In late October, the ALC welcomed Megan Browning from the Agrarian Trust/VT Agrarian Commons for a discussion about the commons with our Community of Practice. In just a little over an hour, we learned about the overarching vision and then dug into the legal details. After lots of questions and discussion, it’s clear that this movement is on its way towards very concrete impact in the United States.
Megan is working with Corie Pierce and Brandon Bless of Bread and Butter Farm (BBF), as well as additional board members, to establish the Vermont Agrarian Commons through the acquisition of land. BBF is a collaborative working landscape that actively honors its land, animals, community members, soil, plants and history. The original parcel of land farmed by BBF was around 140 acres of extremely depleted land. In 2018, BBF entered into a three year lease for eventual ownership of 375 acres of land that would have otherwise sold to developers. The negotiation involved significant contributions by the Vermont Land Trust, town of South Burlington, town of Shelburne, and Dirt Capital Partners, as well as the Vermont Housing and Conservation Board, and the Natural Resources Conservation Service. Currently, BBF manages over 600 acres of land through ownership and lease, which is the land to become the Agrarian Commons with the support of the partners named above, local community members and, Agrarian Trust.
Corie wrote a piece about this experience that you can read here, but here’s a preview to help you understand what this means to Corie and others at BBF.
“We absolutely love this model because it does so many things!!
- Most importantly, it helps to guarantee a high standard of managing land forever by excellent farmers.
- It means that this land WILL be farmed forever! It can never be a gentleman farm that is just mowed each year and owned by an individual who chooses to work elsewhere and not farm but have the luxury of their own 500 acres for themselves.
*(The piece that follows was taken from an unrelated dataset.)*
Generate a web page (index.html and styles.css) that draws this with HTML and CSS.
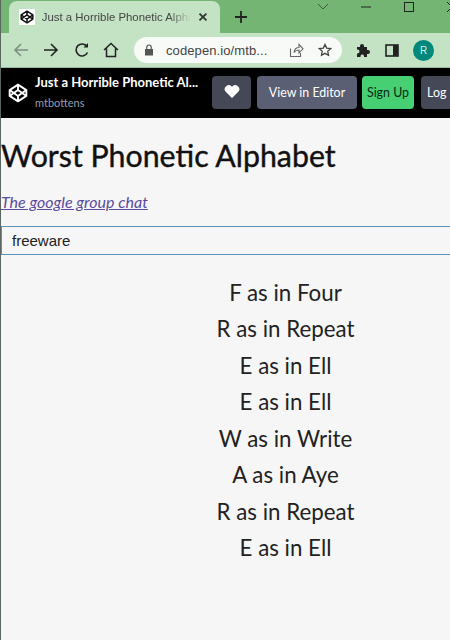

- Bread & Butter Farm is relieved of our mortgages and allows us to make investments in the farm business for the future for the people who work here and for the needed infrastructure.
- We commit this land to a commons model where there will be 17 miles of beautiful trails that weave through the 500 acres for the community to enjoy (think Shelburne Farm walking trails in the southeast quadrant of South Burlington!), and…
- This will become a model for future farms in Vermont and for the country, which is EXACTLY what we need!! More viable models so that more amazing land steward/farmers are incentivized to farm and are ABLE to farm so that we can provide nourishing food for our community and simultaneously building soil and health of the land. And many more amazing reasons.”